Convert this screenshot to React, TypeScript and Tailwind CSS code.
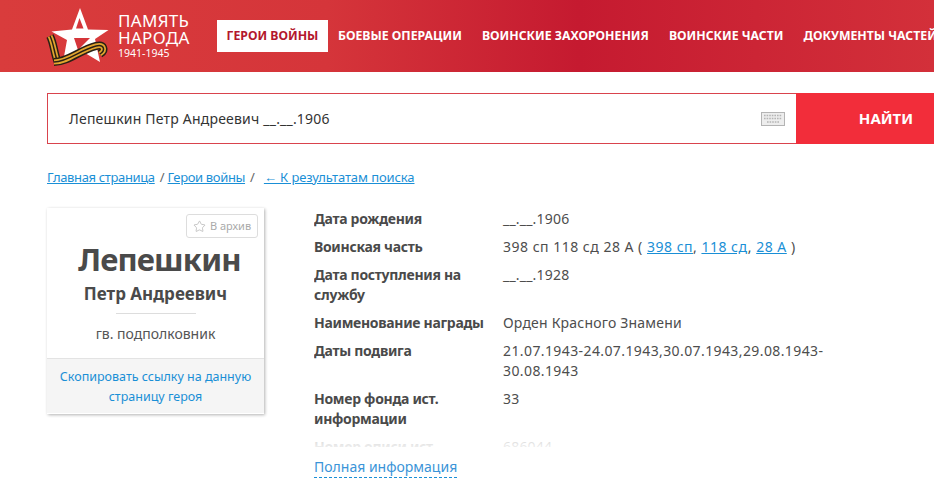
import { Star } from 'lucide-react'
import type { ReactNode } from 'react'

const navItems = ['БОЕВЫЕ ОПЕРАЦИИ', 'ВОИНСКИЕ ЗАХОРОНЕНИЯ', 'ВОИНСКИЕ ЧАСТИ', 'ДОКУМЕНТЫ ЧАСТЕЙ']

// coordinates follow the page: the box starts at x 46, y 4
function Logo() {
  const left = 'M50 36 C54 44 54 53 58 63'
  const band = 'M54 62 C68 62 80 50 96 46 C104 44 106 50 100 54'
  return (
    <svg width="64" height="64" viewBox="46 4 64 64" className="shrink-0">
      <g fill="none">
        <path d={left} stroke="#2a2014" strokeWidth="8" />
        <path d={left} stroke="#e2a52e" strokeWidth="5" />
        <path d={left} stroke="#2a2014" strokeWidth="1.5" />
      </g>
      <path
        d="M80 8 L88 29.5 L108.5 30 L95 39 L100 62 L80 50 L63 62 L67 40 L51.5 31.5 L72 29.5 Z"
        fill="#fff"
      />
      <path d="M79.5 18 L83.5 28.5 L76 28.5 Z" fill="#d5353a" />
      <path d="M74 38 L90 38 L78 50 Z" fill="#d5353a" />
      <g fill="none">
        <path d={band} stroke="#2a2014" strokeWidth="8" />
        <path d={band} stroke="#e2a52e" strokeWidth="5" />
        <path d={band} stroke="#2a2014" strokeWidth="1.5" />
      </g>
    </svg>
  )
}

function Row({ label, children }: { label: string; children: ReactNode }) {
  return (
    <div className="flex leading-5">
      <div className="w-[189px] shrink-0 pr-1 font-bold tracking-[-0.3px] text-[#4a4a4a]">{label}</div>
      <div className="w-[340px] tracking-[0.2px] text-[#4d4d4d]">{children}</div>
    </div>
  )
}

function LinkText({ children }: { children: ReactNode }) {
  return <a className="text-[#1a8fd6] underline">{children}</a>
}

export default function App() {
  return (
    <div className="h-[491px] w-[934px] overflow-hidden bg-white font-['Noto_Sans','Open_Sans',sans-serif] text-[14px]">
      <header className="flex h-[72px] items-center bg-[linear-gradient(90deg,#d93c3c_0%,#d5353a_35%,#c51a30_62%,#d3303a_100%)] pl-[46px]">
        <div className="flex w-[171px] shrink-0 items-center gap-2">
          <Logo />
          <div className="text-white">
            <div className="text-[17px] leading-[17px] tracking-[0.3px]">ПАМЯТЬ</div>
            <div className="text-[17px] leading-[17px] tracking-[0.3px]">НАРОДА</div>
            <div className="mt-[1px] text-[10.5px] leading-[13px]">1941-1945</div>
          </div>
        </div>
        <nav className="flex items-center whitespace-nowrap text-[12.25px] font-bold text-white">
          <div className="flex h-[32px] w-[111px] items-center justify-center bg-white text-[#b3172d]">ГЕРОИ ВОЙНЫ</div>
          <div className="ml-[10px] flex gap-[20px]">
            {navItems.map((item) => (
              <span key={item}>{item}</span>
            ))}
          </div>
        </nav>
      </header>

      <div className="ml-[47px] mt-[21px] flex h-[51px]">
        <div className="flex w-[749px] items-center justify-between border border-r-0 border-[color:#d9434d] pl-[21px] pr-[11px] tracking-[0.2px] text-[#d9434d]">
          <span className="text-[#333]">Лепешкин Петр Андреевич __.__.1906</span>
          <svg width="24" height="14" viewBox="0 0 24 14" className="text-[#b4b4b4]">
            <rect x="0.5" y="0.5" width="23" height="13" fill="#ededed" stroke="currentColor" />
            <path d="M3 3.5h18M3 6.5h18M6 10h12" stroke="currentColor" strokeWidth="1.6" strokeDasharray="1.6 1" />
          </svg>
        </div>
        <button className="flex-1 bg-[#f22d3a] pl-[42px] text-[15px] font-bold text-white">НАЙТИ</button>
      </div>

      <div className="ml-[47px] mt-[24px] flex text-[13px] leading-[18px] text-[#1a8fd6]">
        <a className="tracking-[-0.35px] underline">Главная страница</a>
        <span className="ml-[5px] mr-[3px] text-[#666]">/</span>
        <a className="tracking-[-0.35px] underline">Герои войны</a>
        <span className="mx-[5px] text-[#666]">/</span>
        <a className="ml-[4px] tracking-[-0.1px] underline">← К результатам поиска</a>
      </div>

      <main className="ml-[47px] mt-[22px] flex">
        <aside className="w-[217px] shrink-0">
          <div className="relative h-[206px] bg-white shadow-[1px_1px_3px_rgba(0,0,0,0.3)]">
            <div className="absolute right-[6px] top-[6px] flex h-[24px] w-[72px] items-center justify-center gap-1 rounded-[3px] border border-[#ddd] text-[11px] text-[#aaa]">
              <Star className="h-[13px] w-[13px]" strokeWidth={1.2} />В архив
            </div>
            <div className="flex h-[150px] flex-col items-center">
              <div className="ml-2 mt-[30px] text-[31px] font-bold leading-[42px] tracking-[-0.8px] text-[#4a4a4a]">Лепешкин</div>
              <div className="mt-[3px] text-[17px] font-bold leading-[22px] text-[#4a4a4a]">Петр Андреевич</div>
              <div className="mt-[8px] h-px w-[80px] bg-[#ddd]" />
              <div className="mt-[10px] text-[14px] leading-[20px] text-[#555]">гв. подполковник</div>
            </div>
            <div className="border-t border-[#e3e3e3] bg-[#f5f5f5] px-2 pb-[6px] pt-[8px] text-center text-[12.5px] leading-[20px] text-[#1a8fd6]">
              Скопировать ссылку на данную страницу героя
            </div>
          </div>
        </aside>

        <section className="ml-[50px] flex-1">
          <div className="relative h-[239px] overflow-hidden pt-[1px]">
            <div className="flex flex-col gap-2">
              <Row label="Дата рождения">__.__.1906</Row>
              <Row label="Воинская часть">
                <span className="tracking-[0.5px]">
                  398 сп 118 сд 28 А ( <LinkText>398 сп</LinkText>, <LinkText>118 сд</LinkText>, <LinkText>28 А</LinkText> )
                </span>
              </Row>
              <Row label="Дата поступления на службу">__.__.1928</Row>
              <Row label="Наименование награды">Орден Красного Знамени</Row>
              <Row label="Даты подвига">
                <span className="tracking-[0.4px]">21.07.1943-24.07.1943,30.07.1943,29.08.1943-30.08.1943</span>
              </Row>
              <Row label="Номер фонда ист. информации">33</Row>
              <Row label="Номер описи ист.">686044</Row>
            </div>
            <div className="absolute inset-x-0 bottom-0 h-[14px] bg-gradient-to-b from-white/70 to-white/90" />
          </div>
          <a className="mt-[10px] inline-block border-b border-dashed border-[color:#1a8fd6] leading-[20px] text-[#3a94d8]">Полная информация</a>
        </section>
      </main>
    </div>
  )
}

□ □ □

**Problem**
Repeat the listing verbatim. Skip the pictures.

**Result below**
Convert this screenshot to React, TypeScript and Tailwind CSS code.
import { Star } from 'lucide-react'
import type { ReactNode } from 'react'

const navItems = ['БОЕВЫЕ ОПЕРАЦИИ', 'ВОИНСКИЕ ЗАХОРОНЕНИЯ', 'ВОИНСКИЕ ЧАСТИ', 'ДОКУМЕНТЫ ЧАСТЕЙ']

// coordinates follow the page: the box starts at x 46, y 4
function Logo() {
  const left = 'M50 36 C54 44 54 53 58 63'
  const band = 'M54 62 C68 62 80 50 96 46 C104 44 106 50 100 54'
  return (
    <svg width="64" height="64" viewBox="46 4 64 64" className="shrink-0">
      <g fill="none">
        <path d={left} stroke="#2a2014" strokeWidth="8" />
        <path d={left} stroke="#e2a52e" strokeWidth="5" />
        <path d={left} stroke="#2a2014" strokeWidth="1.5" />
      </g>
      <path
        d="M80 8 L88 29.5 L108.5 30 L95 39 L100 62 L80 50 L63 62 L67 40 L51.5 31.5 L72 29.5 Z"
        fill="#fff"
      />
      <path d="M79.5 18 L83.5 28.5 L76 28.5 Z" fill="#d5353a" />
      <path d="M74 38 L90 38 L78 50 Z" fill="#d5353a" />
      <g fill="none">
        <path d={band} stroke="#2a2014" strokeWidth="8" />
        <path d={band} stroke="#e2a52e" strokeWidth="5" />
        <path d={band} stroke="#2a2014" strokeWidth="1.5" />
      </g>
    </svg>
  )
}

function Row({ label, children }: { label: string; children: ReactNode }) {
  return (
    <div className="flex leading-5">
      <div className="w-[189px] shrink-0 pr-1 font-bold tracking-[-0.3px] text-[#4a4a4a]">{label}</div>
      <div className="w-[340px] tracking-[0.2px] text-[#4d4d4d]">{children}</div>
    </div>
  )
}

function LinkText({ children }: { children: ReactNode }) {
  return <a className="text-[#1a8fd6] underline">{children}</a>
}

export default function App() {
  return (
    <div className="h-[491px] w-[934px] overflow-hidden bg-white font-['Noto_Sans','Open_Sans',sans-serif] text-[14px]">
      <header className="flex h-[72px] items-center bg-[linear-gradient(90deg,#d93c3c_0%,#d5353a_35%,#c51a30_62%,#d3303a_100%)] pl-[46px]">
        <div className="flex w-[171px] shrink-0 items-center gap-2">
          <Logo />
          <div className="text-white">
            <div className="text-[17px] leading-[17px] tracking-[0.3px]">ПАМЯТЬ</div>
            <div className="text-[17px] leading-[17px] tracking-[0.3px]">НАРОДА</div>
            <div className="mt-[1px] text-[10.5px] leading-[13px]">1941-1945</div>
          </div>
        </div>
        <nav className="flex items-center whitespace-nowrap text-[12.25px] font-bold text-white">
          <div className="flex h-[32px] w-[111px] items-center justify-center bg-white text-[#b3172d]">ГЕРОИ ВОЙНЫ</div>
          <div className="ml-[10px] flex gap-[20px]">
            {navItems.map((item) => (
              <span key={item}>{item}</span>
            ))}
          </div>
        </nav>
      </header>

      <div className="ml-[47px] mt-[21px] flex h-[51px]">
        <div className="flex w-[749px] items-center justify-between border border-r-0 border-[color:#d9434d] pl-[21px] pr-[11px] tracking-[0.2px] text-[#d9434d]">
          <span className="text-[#333]">Лепешкин Петр Андреевич __.__.1906</span>
          <svg width="24" height="14" viewBox="0 0 24 14" className="text-[#b4b4b4]">
            <rect x="0.5" y="0.5" width="23" height="13" fill="#ededed" stroke="currentColor" />
            <path d="M3 3.5h18M3 6.5h18M6 10h12" stroke="currentColor" strokeWidth="1.6" strokeDasharray="1.6 1" />
          </svg>
        </div>
        <button className="flex-1 bg-[#f22d3a] pl-[42px] text-[15px] font-bold text-white">НАЙТИ</button>
      </div>

      <div className="ml-[47px] mt-[24px] flex text-[13px] leading-[18px] text-[#1a8fd6]">
        <a className="tracking-[-0.35px] underline">Главная страница</a>
        <span className="ml-[5px] mr-[3px] text-[#666]">/</span>
        <a className="tracking-[-0.35px] underline">Герои войны</a>
        <span className="mx-[5px] text-[#666]">/</span>
        <a className="ml-[4px] tracking-[-0.1px] underline">← К результатам поиска</a>
      </div>

      <main className="ml-[47px] mt-[22px] flex">
        <aside className="w-[217px] shrink-0">
          <div className="relative h-[206px] bg-white shadow-[1px_1px_3px_rgba(0,0,0,0.3)]">
            <div className="absolute right-[6px] top-[6px] flex h-[24px] w-[72px] items-center justify-center gap-1 rounded-[3px] border border-[#ddd] text-[11px] text-[#aaa]">
              <Star className="h-[13px] w-[13px]" strokeWidth={1.2} />В архив
            </div>
            <div className="flex h-[150px] flex-col items-center">
              <div className="ml-2 mt-[30px] text-[31px] font-bold leading-[42px] tracking-[-0.8px] text-[#4a4a4a]">Лепешкин</div>
              <div className="mt-[3px] text-[17px] font-bold leading-[22px] text-[#4a4a4a]">Петр Андреевич</div>
              <div className="mt-[8px] h-px w-[80px] bg-[#ddd]" />
              <div className="mt-[10px] text-[14px] leading-[20px] text-[#555]">гв. подполковник</div>
            </div>
            <div className="border-t border-[#e3e3e3] bg-[#f5f5f5] px-2 pb-[6px] pt-[8px] text-center text-[12.5px] leading-[20px] text-[#1a8fd6]">
              Скопировать ссылку на данную страницу героя
            </div>
          </div>
        </aside>

        <section className="ml-[50px] flex-1">
          <div className="relative h-[239px] overflow-hidden pt-[1px]">
            <div className="flex flex-col gap-2">
              <Row label="Дата рождения">__.__.1906</Row>
              <Row label="Воинская часть">
                <span className="tracking-[0.5px]">
                  398 сп 118 сд 28 А ( <LinkText>398 сп</LinkText>, <LinkText>118 сд</LinkText>, <LinkText>28 А</LinkText> )
                </span>
              </Row>
              <Row label="Дата поступления на службу">__.__.1928</Row>
              <Row label="Наименование награды">Орден Красного Знамени</Row>
              <Row label="Даты подвига">
                <span className="tracking-[0.4px]">21.07.1943-24.07.1943,30.07.1943,29.08.1943-30.08.1943</span>
              </Row>
              <Row label="Номер фонда ист. информации">33</Row>
              <Row label="Номер описи ист.">686044</Row>
            </div>
            <div className="absolute inset-x-0 bottom-0 h-[14px] bg-gradient-to-b from-white/70 to-white/90" />
          </div>
          <a className="mt-[10px] inline-block border-b border-dashed border-[color:#1a8fd6] leading-[20px] text-[#3a94d8]">Полная информация</a>
        </section>
      </main>
    </div>
  )
}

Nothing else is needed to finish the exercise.